Question

Image included: A sequence of transformations maps ∆ABC to ∆A′B′C′. The sequence of transformations that maps ∆ABC to ∆A′B′C′ is a reflection across the ________ followed by a translation ________.

first box is a-(x-axis) b- (y-axis) c-(line y=x) or d-(line y=-x)
second box is a-(8 units to the right 10 units up) b- (8 units to the right 4 units up) c-(10 units to the right 2 units up) or d-(10 units to the right 4 units up)

Answer 1

First is the y=x line, second is 10 to the right, 4 up.

Answer 2

The answer is (1) y = x and (2) 10 units to the right and 4 units up.

Explanation:

A sequence of transformations maps ∆ABC to ∆A′B′C′. The sequence of transformations that maps ∆ABC to ∆A′B′C′ is a reflection across the line y = x followed by a translation 10 units to the right and 4 units up.

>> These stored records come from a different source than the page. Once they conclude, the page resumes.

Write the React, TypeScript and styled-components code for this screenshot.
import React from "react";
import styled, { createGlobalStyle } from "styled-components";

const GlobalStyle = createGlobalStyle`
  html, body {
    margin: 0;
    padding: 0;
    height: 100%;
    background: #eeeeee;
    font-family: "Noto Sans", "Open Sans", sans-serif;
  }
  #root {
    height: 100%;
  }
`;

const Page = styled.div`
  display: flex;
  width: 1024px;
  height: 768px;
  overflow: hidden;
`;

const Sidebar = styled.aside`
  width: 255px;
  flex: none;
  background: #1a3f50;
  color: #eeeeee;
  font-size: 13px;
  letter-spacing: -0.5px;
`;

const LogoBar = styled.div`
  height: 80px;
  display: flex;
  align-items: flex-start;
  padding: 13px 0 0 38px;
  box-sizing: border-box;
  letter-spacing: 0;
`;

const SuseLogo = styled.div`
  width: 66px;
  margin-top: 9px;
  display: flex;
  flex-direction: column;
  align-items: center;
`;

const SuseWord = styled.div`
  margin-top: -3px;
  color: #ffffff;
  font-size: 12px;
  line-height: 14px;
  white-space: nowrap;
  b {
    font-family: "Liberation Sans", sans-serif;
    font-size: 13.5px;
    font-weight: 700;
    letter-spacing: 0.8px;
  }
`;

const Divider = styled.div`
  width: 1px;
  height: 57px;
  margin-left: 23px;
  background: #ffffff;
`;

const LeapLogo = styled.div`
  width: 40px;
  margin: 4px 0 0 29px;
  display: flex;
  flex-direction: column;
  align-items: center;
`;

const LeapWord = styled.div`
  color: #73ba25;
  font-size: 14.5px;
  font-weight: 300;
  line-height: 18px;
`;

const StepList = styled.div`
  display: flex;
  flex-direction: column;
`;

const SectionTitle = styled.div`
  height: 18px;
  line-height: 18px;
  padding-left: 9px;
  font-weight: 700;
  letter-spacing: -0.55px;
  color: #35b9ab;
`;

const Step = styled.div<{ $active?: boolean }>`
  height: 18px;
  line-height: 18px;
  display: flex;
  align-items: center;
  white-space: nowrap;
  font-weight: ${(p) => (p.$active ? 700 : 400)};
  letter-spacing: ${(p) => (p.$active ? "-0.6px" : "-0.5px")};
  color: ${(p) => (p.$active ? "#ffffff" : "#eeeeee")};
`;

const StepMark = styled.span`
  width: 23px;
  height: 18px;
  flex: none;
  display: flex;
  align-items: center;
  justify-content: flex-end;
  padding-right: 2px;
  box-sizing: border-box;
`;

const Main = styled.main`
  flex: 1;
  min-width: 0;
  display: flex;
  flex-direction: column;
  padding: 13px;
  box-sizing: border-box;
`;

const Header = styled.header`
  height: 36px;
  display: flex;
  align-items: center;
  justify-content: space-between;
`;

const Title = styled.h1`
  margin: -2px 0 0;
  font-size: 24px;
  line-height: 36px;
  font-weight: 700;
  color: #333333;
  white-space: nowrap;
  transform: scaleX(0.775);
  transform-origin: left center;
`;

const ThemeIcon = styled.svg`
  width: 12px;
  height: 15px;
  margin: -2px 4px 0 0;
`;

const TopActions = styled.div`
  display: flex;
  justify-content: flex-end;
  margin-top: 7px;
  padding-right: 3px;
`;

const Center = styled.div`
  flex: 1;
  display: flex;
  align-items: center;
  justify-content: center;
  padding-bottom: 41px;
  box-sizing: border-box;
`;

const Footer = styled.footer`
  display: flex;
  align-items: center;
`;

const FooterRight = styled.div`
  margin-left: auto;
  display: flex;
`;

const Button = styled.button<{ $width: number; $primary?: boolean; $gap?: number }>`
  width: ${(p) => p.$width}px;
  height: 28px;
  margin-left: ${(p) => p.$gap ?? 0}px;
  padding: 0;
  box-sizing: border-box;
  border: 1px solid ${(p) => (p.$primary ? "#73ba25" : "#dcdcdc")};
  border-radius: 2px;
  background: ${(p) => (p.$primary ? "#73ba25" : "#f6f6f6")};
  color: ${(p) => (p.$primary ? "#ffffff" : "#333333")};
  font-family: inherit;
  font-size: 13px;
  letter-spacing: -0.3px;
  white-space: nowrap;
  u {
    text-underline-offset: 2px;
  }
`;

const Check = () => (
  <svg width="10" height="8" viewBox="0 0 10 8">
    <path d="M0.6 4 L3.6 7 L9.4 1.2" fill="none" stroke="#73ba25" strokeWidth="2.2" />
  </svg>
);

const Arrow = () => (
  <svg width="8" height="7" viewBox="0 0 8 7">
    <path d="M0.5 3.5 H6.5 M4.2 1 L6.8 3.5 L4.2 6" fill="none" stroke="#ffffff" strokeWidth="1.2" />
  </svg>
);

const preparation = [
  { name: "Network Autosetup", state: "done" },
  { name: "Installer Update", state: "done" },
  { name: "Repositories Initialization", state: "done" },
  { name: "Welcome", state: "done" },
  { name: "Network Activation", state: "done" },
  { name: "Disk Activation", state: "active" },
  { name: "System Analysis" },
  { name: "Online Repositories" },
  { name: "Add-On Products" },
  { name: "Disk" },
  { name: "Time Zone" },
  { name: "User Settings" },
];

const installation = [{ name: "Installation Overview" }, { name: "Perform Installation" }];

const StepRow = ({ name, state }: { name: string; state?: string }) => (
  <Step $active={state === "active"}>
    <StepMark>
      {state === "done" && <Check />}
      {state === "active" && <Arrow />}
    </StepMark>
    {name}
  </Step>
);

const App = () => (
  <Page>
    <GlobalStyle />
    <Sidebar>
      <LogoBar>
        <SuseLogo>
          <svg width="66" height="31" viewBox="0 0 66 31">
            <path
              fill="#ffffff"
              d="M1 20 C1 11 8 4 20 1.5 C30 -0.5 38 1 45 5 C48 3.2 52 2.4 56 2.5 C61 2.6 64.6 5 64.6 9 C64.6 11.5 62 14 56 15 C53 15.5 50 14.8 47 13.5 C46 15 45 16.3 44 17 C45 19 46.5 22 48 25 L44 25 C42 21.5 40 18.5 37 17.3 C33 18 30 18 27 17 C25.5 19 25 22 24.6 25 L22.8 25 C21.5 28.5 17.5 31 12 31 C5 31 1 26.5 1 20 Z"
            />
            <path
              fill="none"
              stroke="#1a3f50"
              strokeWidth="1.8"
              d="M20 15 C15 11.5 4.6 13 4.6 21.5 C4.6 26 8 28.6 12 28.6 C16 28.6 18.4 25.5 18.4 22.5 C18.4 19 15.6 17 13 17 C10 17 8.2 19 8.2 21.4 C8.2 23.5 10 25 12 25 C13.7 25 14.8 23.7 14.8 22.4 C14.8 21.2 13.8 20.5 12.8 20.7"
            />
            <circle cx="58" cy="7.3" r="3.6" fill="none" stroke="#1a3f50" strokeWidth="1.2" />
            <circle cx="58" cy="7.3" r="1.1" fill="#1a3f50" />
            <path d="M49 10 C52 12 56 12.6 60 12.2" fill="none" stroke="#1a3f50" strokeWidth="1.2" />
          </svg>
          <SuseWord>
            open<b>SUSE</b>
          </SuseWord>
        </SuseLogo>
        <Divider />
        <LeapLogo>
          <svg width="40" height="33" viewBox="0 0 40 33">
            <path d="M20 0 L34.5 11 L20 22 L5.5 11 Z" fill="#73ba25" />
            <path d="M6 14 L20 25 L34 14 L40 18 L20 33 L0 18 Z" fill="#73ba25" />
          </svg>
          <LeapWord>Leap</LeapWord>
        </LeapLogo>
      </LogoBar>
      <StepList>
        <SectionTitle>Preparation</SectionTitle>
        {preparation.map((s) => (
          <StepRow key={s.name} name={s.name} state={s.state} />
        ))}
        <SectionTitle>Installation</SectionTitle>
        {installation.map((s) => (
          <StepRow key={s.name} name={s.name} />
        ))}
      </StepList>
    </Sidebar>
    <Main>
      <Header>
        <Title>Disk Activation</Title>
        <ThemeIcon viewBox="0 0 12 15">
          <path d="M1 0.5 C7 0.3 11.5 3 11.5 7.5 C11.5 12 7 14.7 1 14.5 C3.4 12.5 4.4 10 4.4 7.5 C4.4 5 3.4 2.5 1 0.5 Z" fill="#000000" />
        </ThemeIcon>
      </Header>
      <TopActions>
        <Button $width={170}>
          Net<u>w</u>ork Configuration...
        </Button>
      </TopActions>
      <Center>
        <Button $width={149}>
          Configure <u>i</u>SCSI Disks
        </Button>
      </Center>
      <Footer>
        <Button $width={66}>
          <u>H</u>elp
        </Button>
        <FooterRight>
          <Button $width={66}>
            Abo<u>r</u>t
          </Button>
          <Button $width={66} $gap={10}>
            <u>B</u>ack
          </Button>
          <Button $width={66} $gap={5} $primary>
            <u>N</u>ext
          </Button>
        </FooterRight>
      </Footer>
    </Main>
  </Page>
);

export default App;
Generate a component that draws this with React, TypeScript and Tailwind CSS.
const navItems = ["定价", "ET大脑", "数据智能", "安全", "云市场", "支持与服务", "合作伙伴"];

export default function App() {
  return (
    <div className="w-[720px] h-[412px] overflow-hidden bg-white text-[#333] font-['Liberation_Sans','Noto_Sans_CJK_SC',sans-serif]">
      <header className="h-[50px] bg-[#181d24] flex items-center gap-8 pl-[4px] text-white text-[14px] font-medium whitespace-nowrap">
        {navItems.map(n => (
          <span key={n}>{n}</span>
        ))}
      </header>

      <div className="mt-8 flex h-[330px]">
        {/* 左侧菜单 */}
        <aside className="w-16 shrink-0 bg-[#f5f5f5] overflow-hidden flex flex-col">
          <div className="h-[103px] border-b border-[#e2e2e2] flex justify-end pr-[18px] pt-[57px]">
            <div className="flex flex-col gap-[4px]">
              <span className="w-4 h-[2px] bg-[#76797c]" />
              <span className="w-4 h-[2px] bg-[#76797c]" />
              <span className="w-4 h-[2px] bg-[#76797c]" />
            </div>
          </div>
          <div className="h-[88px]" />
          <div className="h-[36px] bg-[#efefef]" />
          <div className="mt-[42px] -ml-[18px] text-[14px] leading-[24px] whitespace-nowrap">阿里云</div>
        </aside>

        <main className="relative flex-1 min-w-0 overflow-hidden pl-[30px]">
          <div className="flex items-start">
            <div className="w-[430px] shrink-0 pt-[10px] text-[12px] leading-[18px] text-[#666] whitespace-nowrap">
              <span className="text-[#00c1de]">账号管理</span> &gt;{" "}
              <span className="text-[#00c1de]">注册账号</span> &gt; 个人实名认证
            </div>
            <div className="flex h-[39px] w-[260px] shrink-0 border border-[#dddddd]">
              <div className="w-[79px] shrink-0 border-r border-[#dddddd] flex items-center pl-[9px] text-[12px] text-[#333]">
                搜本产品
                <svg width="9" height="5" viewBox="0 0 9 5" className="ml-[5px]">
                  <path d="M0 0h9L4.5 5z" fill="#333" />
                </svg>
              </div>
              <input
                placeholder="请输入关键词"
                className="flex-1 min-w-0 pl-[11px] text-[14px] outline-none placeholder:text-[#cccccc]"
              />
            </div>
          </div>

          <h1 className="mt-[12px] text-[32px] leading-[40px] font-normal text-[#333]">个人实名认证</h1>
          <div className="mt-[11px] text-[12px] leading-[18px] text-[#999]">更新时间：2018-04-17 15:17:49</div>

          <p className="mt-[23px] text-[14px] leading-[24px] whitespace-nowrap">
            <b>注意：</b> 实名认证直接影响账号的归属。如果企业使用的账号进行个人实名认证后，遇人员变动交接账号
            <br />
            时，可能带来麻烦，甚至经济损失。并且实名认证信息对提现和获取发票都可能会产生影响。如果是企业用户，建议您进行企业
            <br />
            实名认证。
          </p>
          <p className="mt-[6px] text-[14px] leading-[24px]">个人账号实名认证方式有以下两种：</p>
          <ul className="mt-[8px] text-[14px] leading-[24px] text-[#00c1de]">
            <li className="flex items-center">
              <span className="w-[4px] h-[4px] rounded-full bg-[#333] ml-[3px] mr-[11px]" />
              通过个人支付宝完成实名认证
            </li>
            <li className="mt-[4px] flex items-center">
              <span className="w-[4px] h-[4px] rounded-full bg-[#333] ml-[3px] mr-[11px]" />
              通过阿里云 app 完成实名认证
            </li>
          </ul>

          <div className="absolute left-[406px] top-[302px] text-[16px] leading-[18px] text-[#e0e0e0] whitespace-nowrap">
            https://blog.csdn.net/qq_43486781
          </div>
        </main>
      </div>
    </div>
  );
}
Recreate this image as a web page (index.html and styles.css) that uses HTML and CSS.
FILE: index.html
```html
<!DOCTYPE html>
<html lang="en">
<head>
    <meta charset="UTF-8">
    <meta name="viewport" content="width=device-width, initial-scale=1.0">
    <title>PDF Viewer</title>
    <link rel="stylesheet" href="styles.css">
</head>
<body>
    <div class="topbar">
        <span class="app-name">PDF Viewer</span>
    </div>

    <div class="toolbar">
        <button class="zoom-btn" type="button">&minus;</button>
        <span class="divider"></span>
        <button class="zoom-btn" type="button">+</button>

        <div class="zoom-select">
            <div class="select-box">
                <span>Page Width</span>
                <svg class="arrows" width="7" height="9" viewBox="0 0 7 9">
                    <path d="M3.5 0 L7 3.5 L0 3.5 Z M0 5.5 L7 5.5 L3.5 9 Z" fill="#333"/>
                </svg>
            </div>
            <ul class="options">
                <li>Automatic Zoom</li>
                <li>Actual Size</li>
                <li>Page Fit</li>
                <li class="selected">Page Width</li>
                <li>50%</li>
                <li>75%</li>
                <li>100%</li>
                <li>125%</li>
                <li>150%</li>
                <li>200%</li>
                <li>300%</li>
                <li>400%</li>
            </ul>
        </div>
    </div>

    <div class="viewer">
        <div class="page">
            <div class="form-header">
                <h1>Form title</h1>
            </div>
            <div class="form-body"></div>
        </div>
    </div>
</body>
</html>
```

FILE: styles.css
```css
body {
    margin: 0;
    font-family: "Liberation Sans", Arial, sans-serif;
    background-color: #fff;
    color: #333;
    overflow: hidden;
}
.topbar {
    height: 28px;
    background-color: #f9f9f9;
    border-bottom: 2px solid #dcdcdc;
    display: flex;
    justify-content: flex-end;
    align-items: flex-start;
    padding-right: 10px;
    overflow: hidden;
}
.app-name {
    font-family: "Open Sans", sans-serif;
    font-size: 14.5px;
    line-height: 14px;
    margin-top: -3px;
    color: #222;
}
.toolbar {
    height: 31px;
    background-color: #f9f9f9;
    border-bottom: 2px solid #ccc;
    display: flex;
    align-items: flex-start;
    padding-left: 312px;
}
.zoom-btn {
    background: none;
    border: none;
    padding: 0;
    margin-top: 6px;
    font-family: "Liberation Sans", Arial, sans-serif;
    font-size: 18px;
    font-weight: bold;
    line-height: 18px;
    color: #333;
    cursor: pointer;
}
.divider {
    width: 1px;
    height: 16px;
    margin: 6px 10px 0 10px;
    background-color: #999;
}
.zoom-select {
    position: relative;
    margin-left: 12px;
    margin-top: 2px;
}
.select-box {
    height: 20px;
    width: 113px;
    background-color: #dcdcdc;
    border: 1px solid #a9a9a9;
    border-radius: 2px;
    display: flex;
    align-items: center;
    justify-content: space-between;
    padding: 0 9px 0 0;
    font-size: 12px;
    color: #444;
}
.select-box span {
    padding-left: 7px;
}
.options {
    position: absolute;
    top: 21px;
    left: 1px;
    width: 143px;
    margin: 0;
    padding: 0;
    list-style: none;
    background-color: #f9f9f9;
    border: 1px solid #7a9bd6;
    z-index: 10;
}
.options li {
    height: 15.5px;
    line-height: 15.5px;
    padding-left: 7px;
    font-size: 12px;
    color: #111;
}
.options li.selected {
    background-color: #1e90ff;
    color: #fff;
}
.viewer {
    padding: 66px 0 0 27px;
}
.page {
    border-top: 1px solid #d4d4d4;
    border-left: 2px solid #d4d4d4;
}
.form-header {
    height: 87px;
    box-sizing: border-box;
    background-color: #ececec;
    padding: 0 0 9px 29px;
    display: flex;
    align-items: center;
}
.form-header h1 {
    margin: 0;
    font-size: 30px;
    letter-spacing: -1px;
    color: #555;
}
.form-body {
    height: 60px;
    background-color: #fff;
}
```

The first is a reflection across a line and second is a translation.

We can see that the co-ordinates of point C are (-4, -2).

After reflection from the line y = x, the co-ordinates becomes (2, -4).

And the coordinates of point C' are (12, 0). So, to reach point C' from point C, we have to add 10 units to the x-coordinate and 4 units to the y-coordinate.

That makes a translation of 10 units right and 4 units up.